Fill according to the dipstick, crank the engine and re-check. The dipstick is NOT screwed in for checking oil levels on an Airhead.
Also, where would I source the alternator brushes?
At a dealer. I like Max BMW, but Bob's BMW is also delightful. They both have on-line parts fiche to verify part numbers.
The only dealer I do not like is Capitol.
My bikes at 51,000. Any other maintenance you'd suggest.
Bruce, I listed everything in my first post. You may wish to re-read it. I don't answer the same question twice.
Drive fluids I assume. Suggestions on brand and types of drive fluids would be greatly appreciated.
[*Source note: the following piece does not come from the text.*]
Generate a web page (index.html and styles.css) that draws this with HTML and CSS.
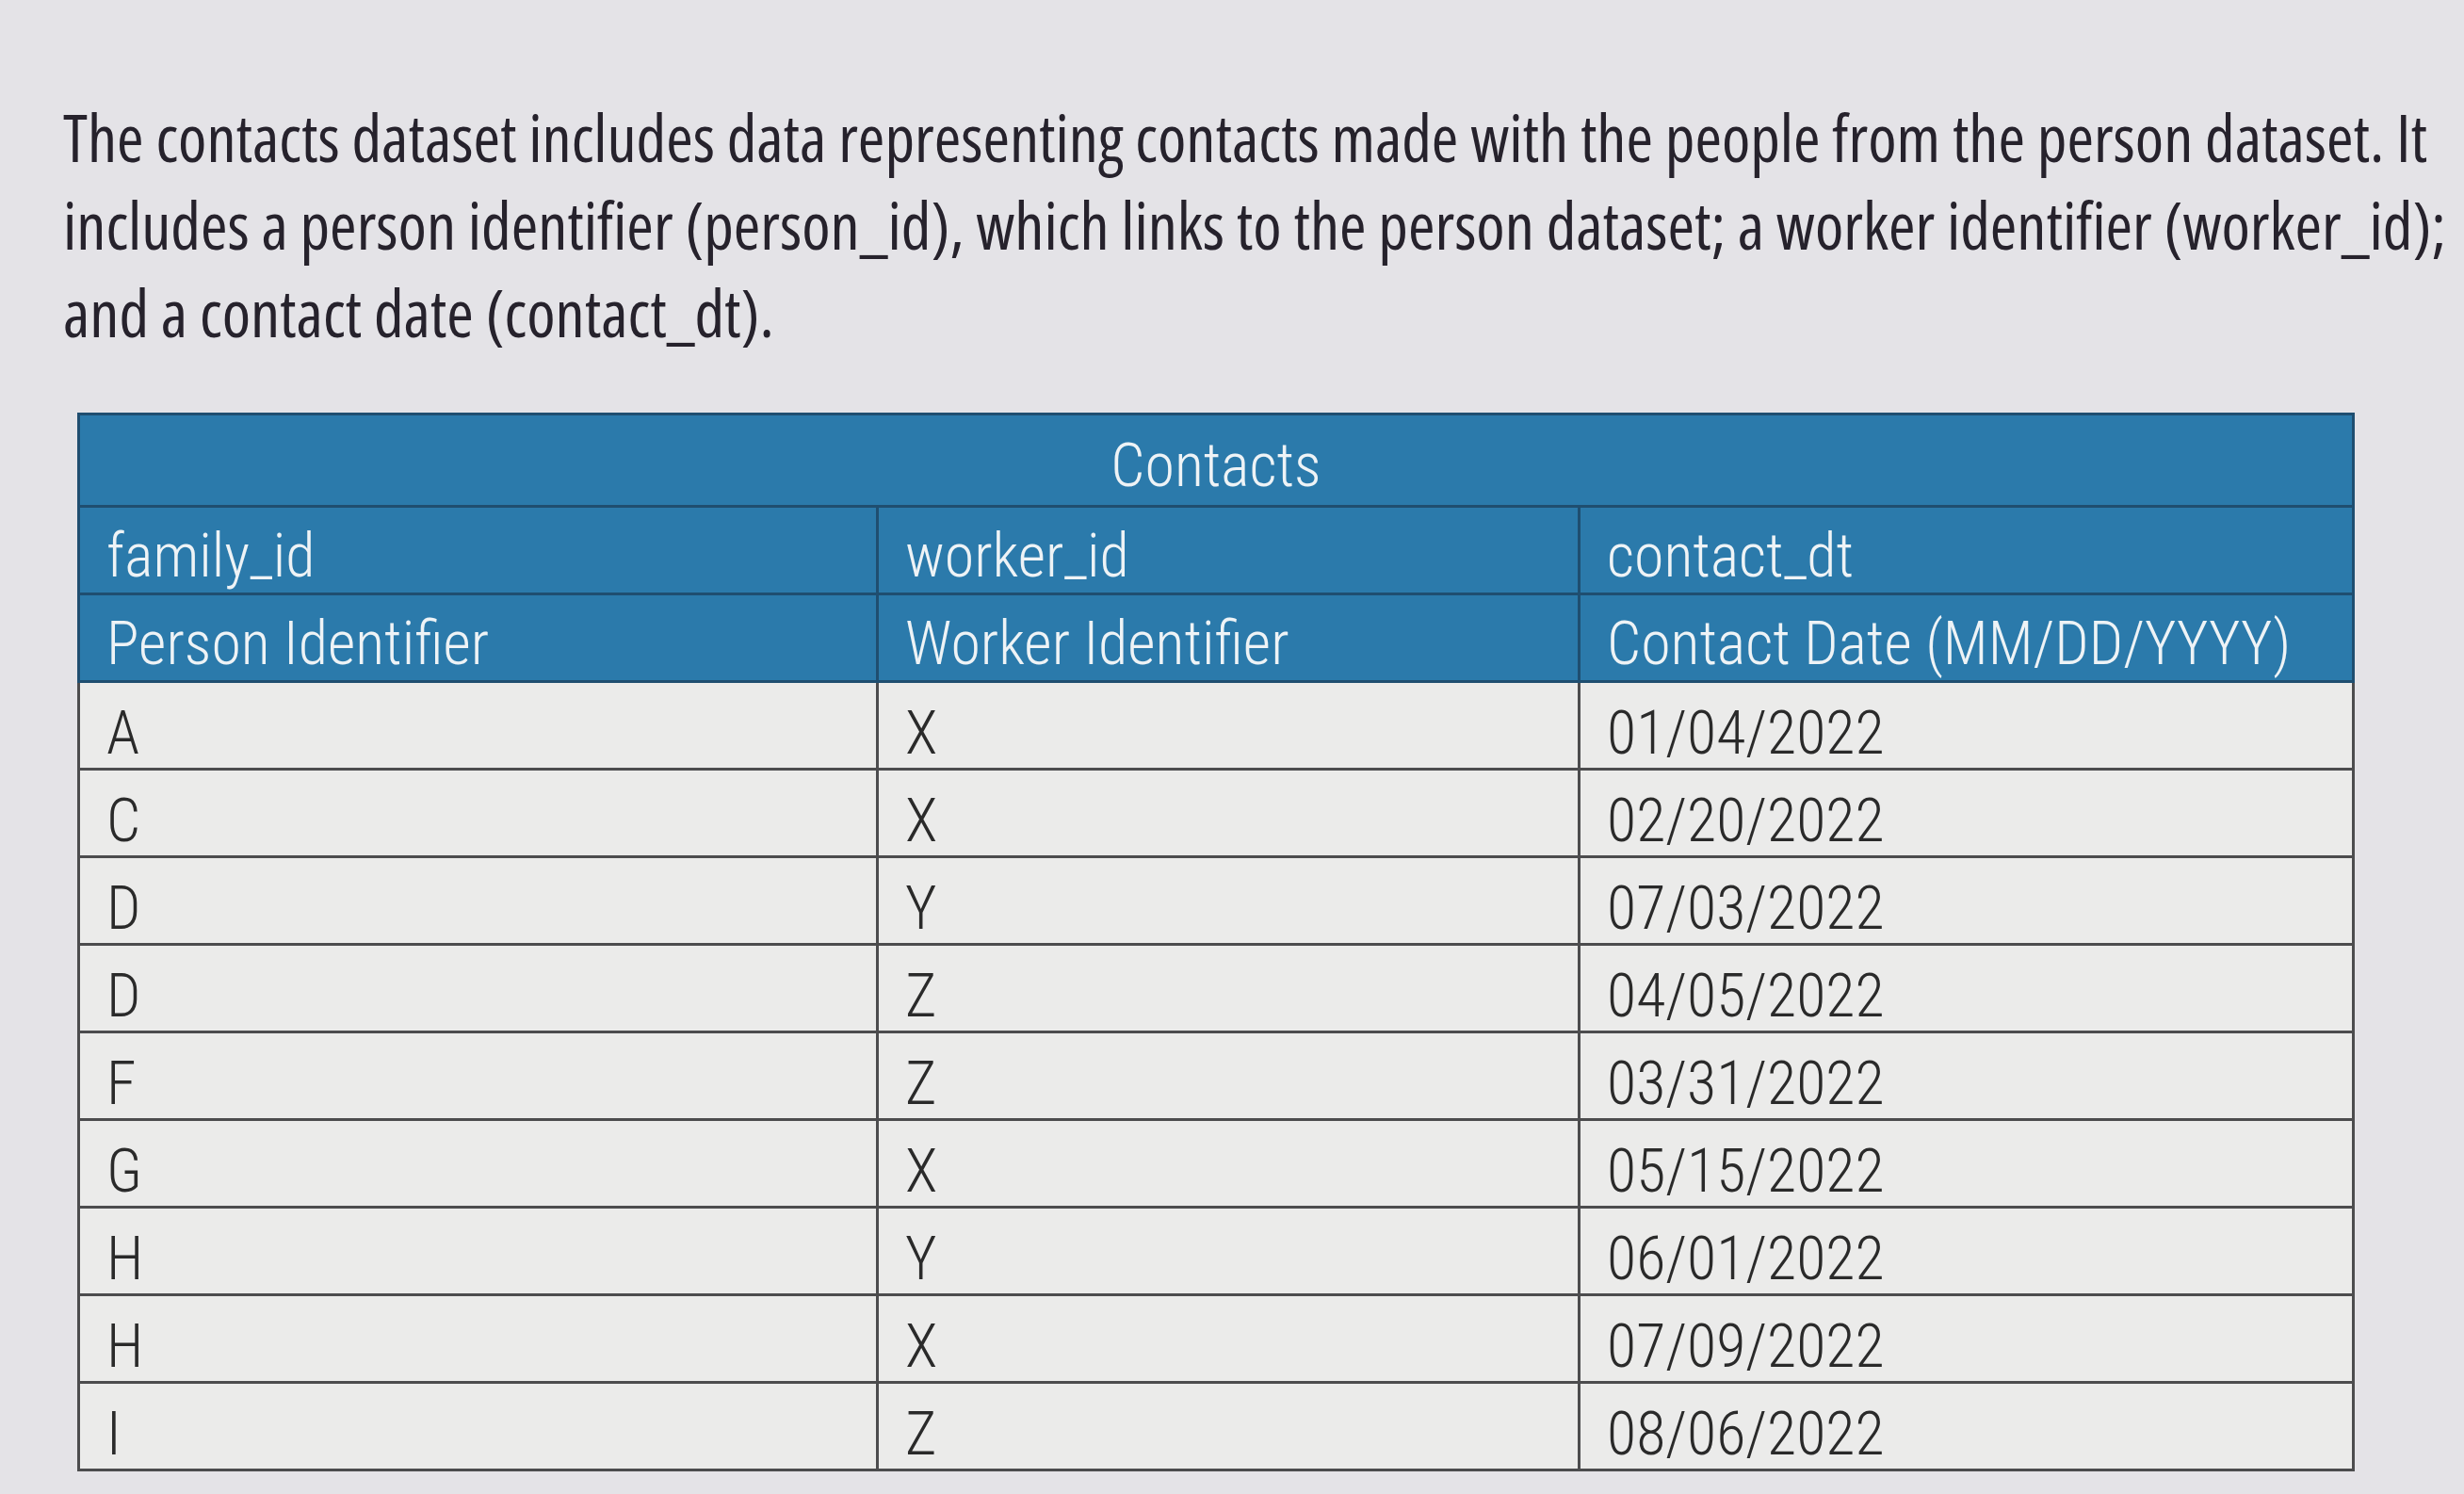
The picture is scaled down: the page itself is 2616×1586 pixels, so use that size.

- Gear oil: Valvoline 75w140
- Per BMW, DOT4 brake fluids are changed once a year. (If you completely evacuate the system you can convert to DOT 5 Silicone (ala Harley-Davidson) which is good for ~10 years.)
- Fork oil: BelRay 7W fork oil
- All grease points, including wheel bearings and head post bearings
Owning an old Airhead is easy.
Keeping an old Airhead running great is the true test.
Thank you for your help
@bruce-suehr You're certainly welcome, sir.
Owning an old Airhead is easy.
Keeping an old Airhead running great is the true test.